The Little Drummer Girl, episode 2 review: this Le Carré drama is languid, tense and seductive

Florence Pugh and Alexander Skarsgård - 2
Florence Pugh and Alexander Skarsgård - 2

With those hoping for another Night Manager having presumably turned over to another channel, the rest of us could tuck into the second episode of Park Chan-wook’s gorgeous adaptation of le Carré’s The Little Drummer Girl (BBC One).

Charlie (Florence Pugh) had her defences and confected backstory demolished by Kurtz’s (Michael Shannon) careful probing, and was then recruited for the role of a lifetime. She was to infiltrate a Palestinian militia cell by posing as the secret girlfriend of one of its members, presumed missing but in reality held by Kurtz and his cronies. And that was more or less it.

It was striking how little actually happened over the course of the hour yet, in the absence of conventional action, beneath the surface the tumult was unending. Pugh’s duels with Alexander Skarsgård’s Mossad agent Becker, himself playing the part of the missing Palestinian, were fascinating as each flitted in and out of character, our sympathies shifting with their’s until it became hard to know who believed what or why, just as le Carré likes it.

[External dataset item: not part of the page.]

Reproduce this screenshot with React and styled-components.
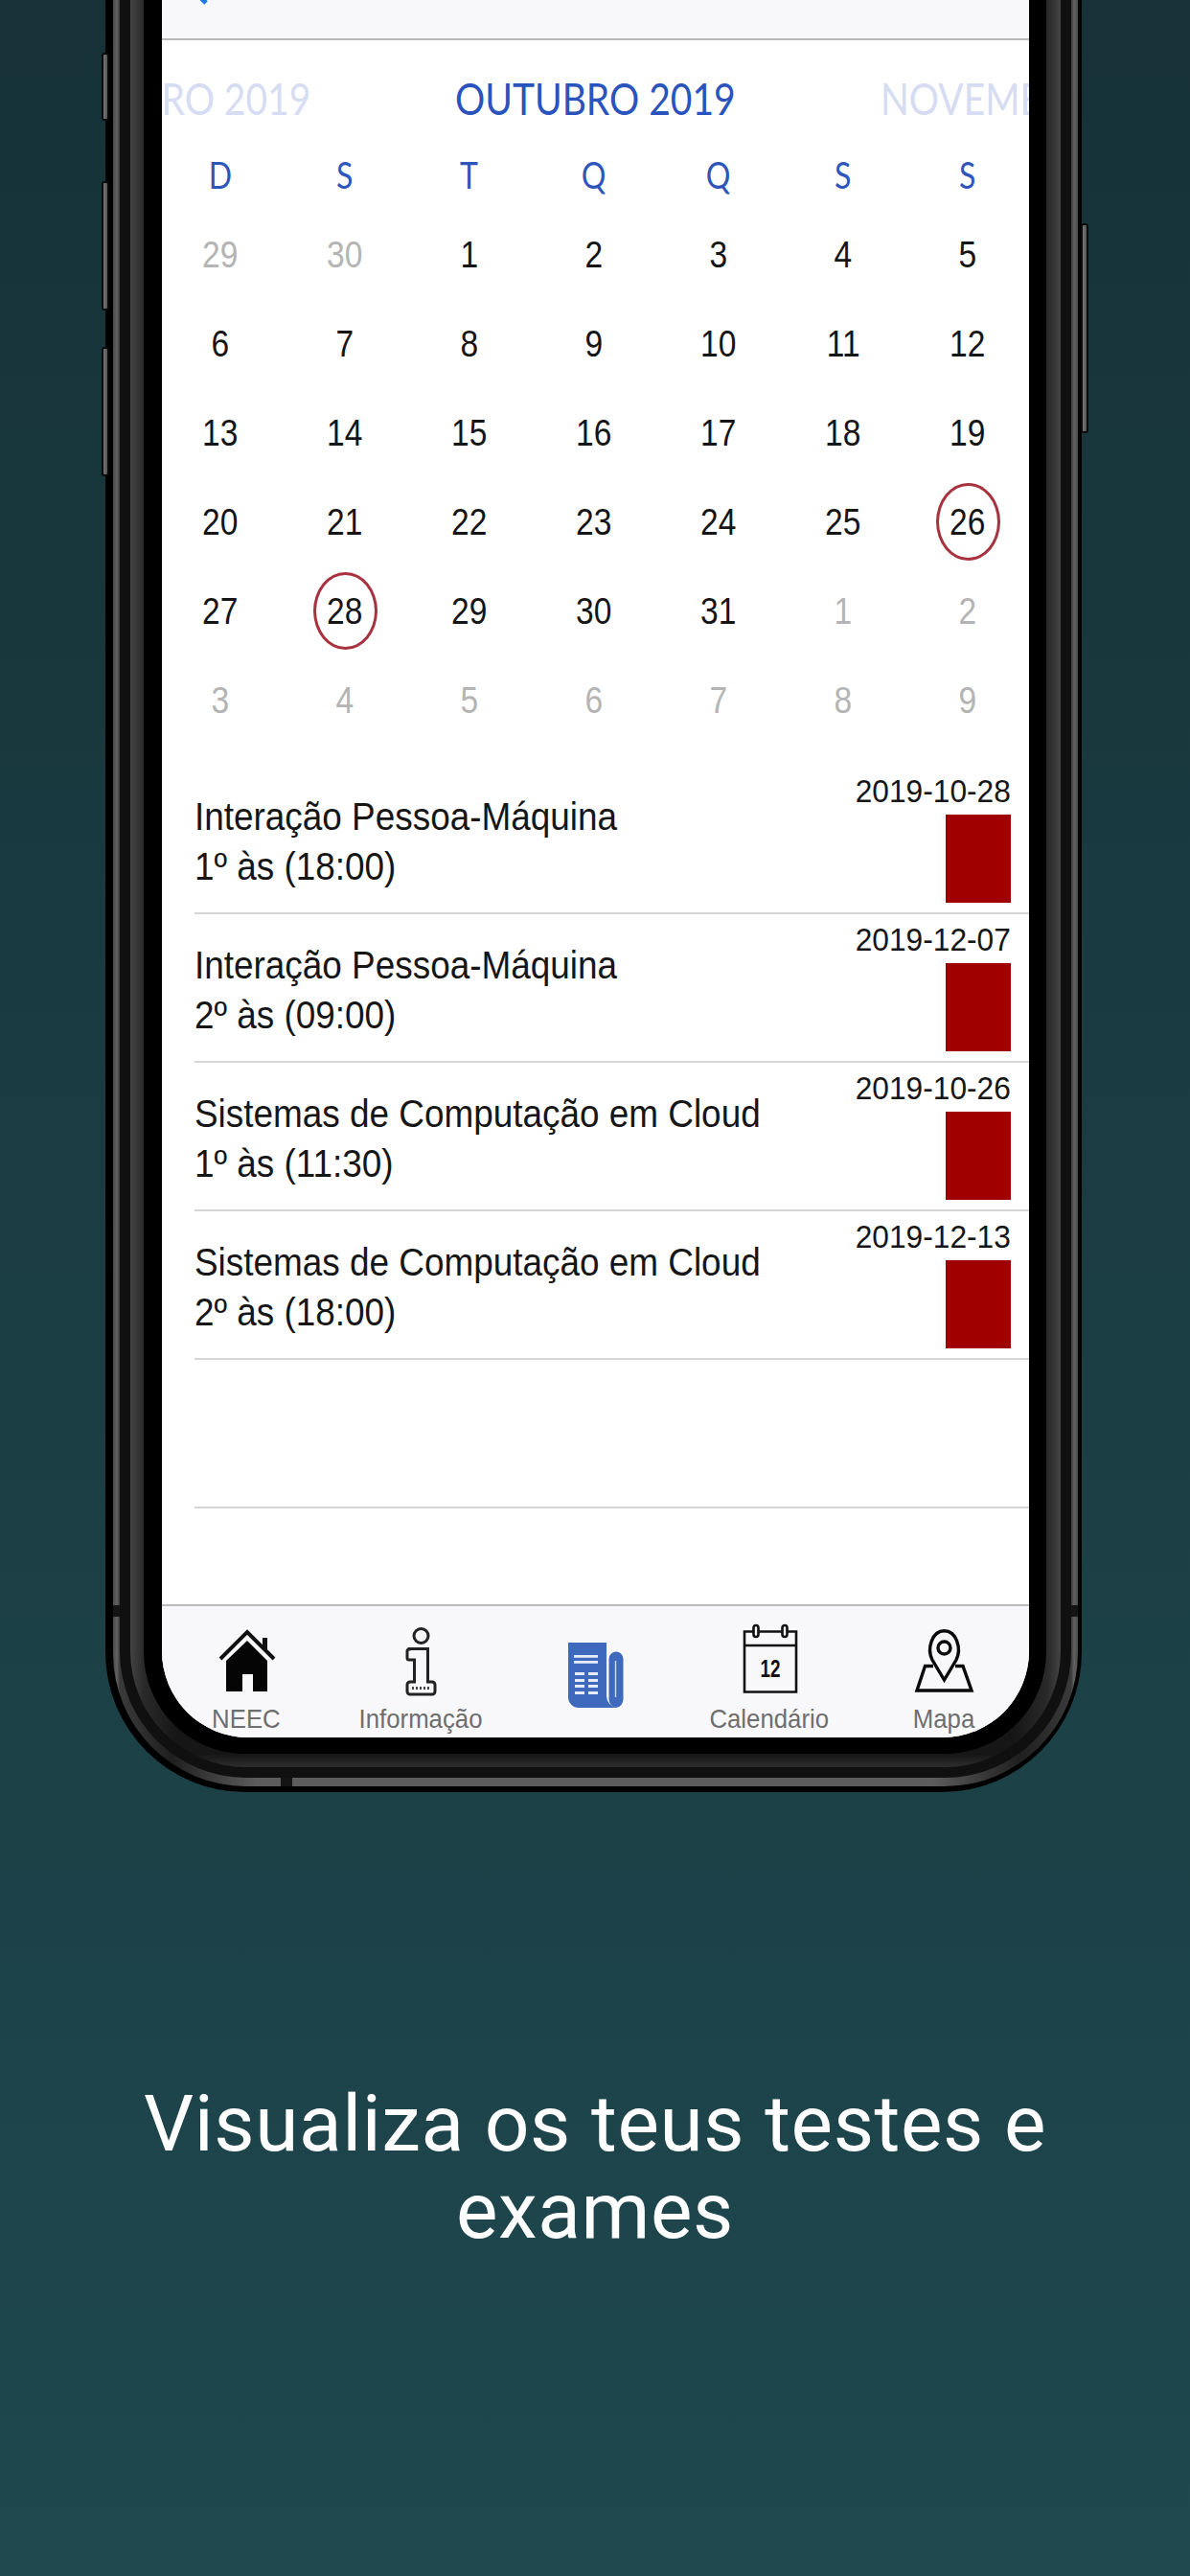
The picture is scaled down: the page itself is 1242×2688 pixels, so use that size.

Narratives and perspectives shifted. Plots were hatched over Baumkuchen and ice lollies. Zooms and pans were outrageous, the sets often strikingly stagey and the soundtrack Bernard Hermann-esque. Such auteurist flourishes aren’t often seen on television these days, but the fine character work ensured that they didn’t distract from the story.

In fact they enhanced it, underlining the artifice underpinning both the story we were watching unfold and the manner of its creation. After all, fakery is at its heart – no one is what they seem and everyone is putting on a performance. Languid, tense and elliptical, The Little Drummer Girl is as seductive as the late-Seventies fetishism in which it wallows.